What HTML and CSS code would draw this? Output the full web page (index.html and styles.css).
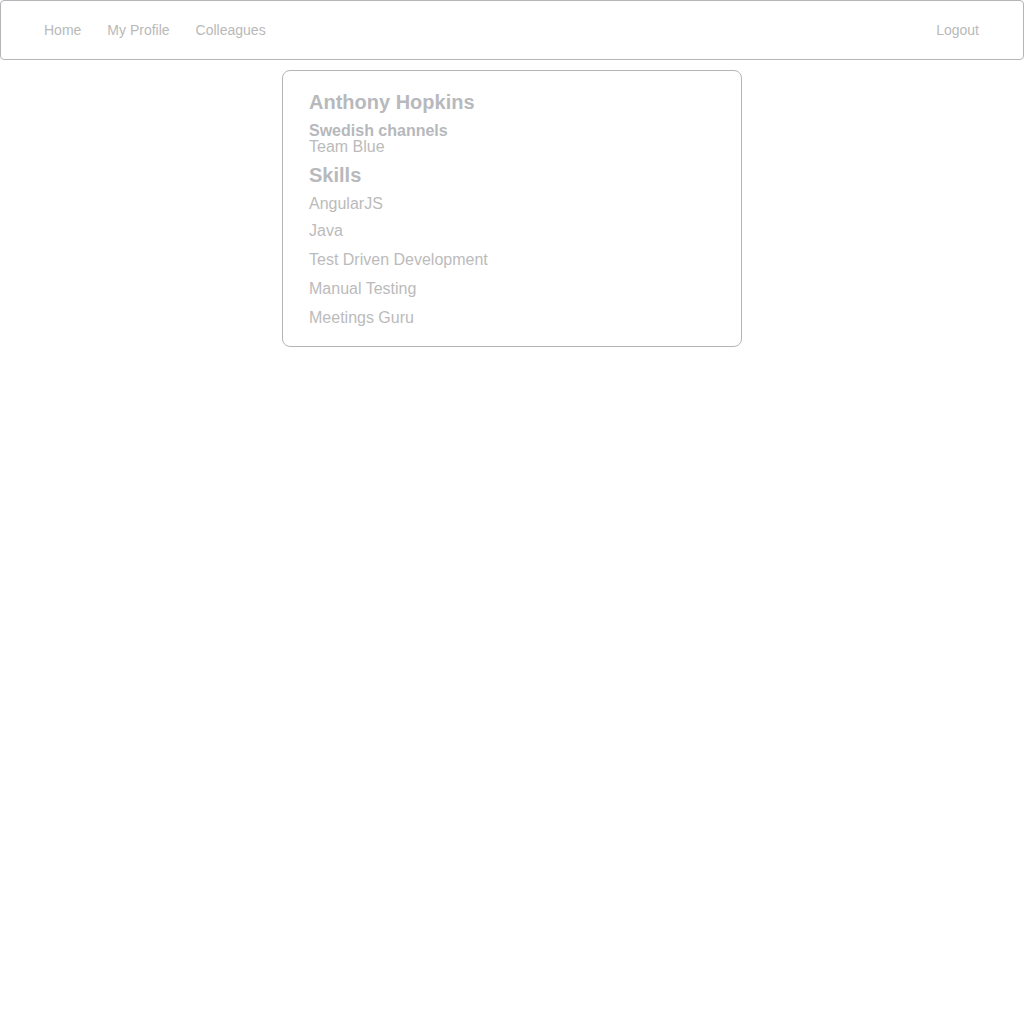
==
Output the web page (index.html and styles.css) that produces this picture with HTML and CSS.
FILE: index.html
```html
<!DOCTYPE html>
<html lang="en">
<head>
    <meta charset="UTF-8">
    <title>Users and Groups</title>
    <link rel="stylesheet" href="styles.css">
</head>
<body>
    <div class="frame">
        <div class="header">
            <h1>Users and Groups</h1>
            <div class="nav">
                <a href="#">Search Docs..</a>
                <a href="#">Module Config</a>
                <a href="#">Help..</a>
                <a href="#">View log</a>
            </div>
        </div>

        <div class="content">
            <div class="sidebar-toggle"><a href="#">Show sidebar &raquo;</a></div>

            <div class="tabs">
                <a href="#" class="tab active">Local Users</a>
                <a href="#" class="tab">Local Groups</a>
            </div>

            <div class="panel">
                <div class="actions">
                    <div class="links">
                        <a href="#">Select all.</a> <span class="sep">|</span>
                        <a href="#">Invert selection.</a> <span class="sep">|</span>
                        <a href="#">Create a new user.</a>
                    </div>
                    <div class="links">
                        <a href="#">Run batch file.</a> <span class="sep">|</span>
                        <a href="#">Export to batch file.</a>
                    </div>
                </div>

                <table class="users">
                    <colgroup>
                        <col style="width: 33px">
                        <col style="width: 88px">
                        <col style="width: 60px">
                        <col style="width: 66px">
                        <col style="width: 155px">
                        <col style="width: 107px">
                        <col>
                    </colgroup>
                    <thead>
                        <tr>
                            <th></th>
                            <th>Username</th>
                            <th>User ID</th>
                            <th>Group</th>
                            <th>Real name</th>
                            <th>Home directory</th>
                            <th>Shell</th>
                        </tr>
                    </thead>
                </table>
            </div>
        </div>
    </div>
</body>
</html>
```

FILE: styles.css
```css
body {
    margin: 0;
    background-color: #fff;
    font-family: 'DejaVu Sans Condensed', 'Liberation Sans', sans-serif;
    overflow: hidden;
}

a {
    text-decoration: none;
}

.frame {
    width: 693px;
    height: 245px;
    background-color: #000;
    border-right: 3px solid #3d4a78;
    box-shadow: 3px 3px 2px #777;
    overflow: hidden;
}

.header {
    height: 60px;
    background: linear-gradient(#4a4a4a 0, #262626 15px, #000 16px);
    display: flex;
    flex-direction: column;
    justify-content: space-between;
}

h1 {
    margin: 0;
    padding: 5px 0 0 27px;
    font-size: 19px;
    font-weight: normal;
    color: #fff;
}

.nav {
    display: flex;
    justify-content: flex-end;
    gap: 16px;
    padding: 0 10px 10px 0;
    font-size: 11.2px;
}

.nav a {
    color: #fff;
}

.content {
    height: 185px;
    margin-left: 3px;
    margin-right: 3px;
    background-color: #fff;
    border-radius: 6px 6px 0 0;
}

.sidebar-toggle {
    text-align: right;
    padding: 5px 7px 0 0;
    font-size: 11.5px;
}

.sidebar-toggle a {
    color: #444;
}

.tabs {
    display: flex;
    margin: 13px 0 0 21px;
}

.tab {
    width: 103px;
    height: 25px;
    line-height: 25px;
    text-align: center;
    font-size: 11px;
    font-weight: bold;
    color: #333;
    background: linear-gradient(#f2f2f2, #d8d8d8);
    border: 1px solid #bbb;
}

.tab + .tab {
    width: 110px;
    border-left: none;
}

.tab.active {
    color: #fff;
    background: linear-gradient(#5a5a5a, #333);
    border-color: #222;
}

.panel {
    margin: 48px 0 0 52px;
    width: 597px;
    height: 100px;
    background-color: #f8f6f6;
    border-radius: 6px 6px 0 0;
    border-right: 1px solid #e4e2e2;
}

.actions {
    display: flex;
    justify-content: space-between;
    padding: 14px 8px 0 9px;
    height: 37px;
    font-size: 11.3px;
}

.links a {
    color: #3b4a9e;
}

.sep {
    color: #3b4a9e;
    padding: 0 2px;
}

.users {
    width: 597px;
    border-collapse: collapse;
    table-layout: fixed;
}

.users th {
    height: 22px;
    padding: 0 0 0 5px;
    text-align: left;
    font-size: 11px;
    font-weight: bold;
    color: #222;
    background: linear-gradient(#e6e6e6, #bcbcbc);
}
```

» **Your instructions**: Tally the lines in the listing that hold "page" and report the number alone.

» **Full solution**: 2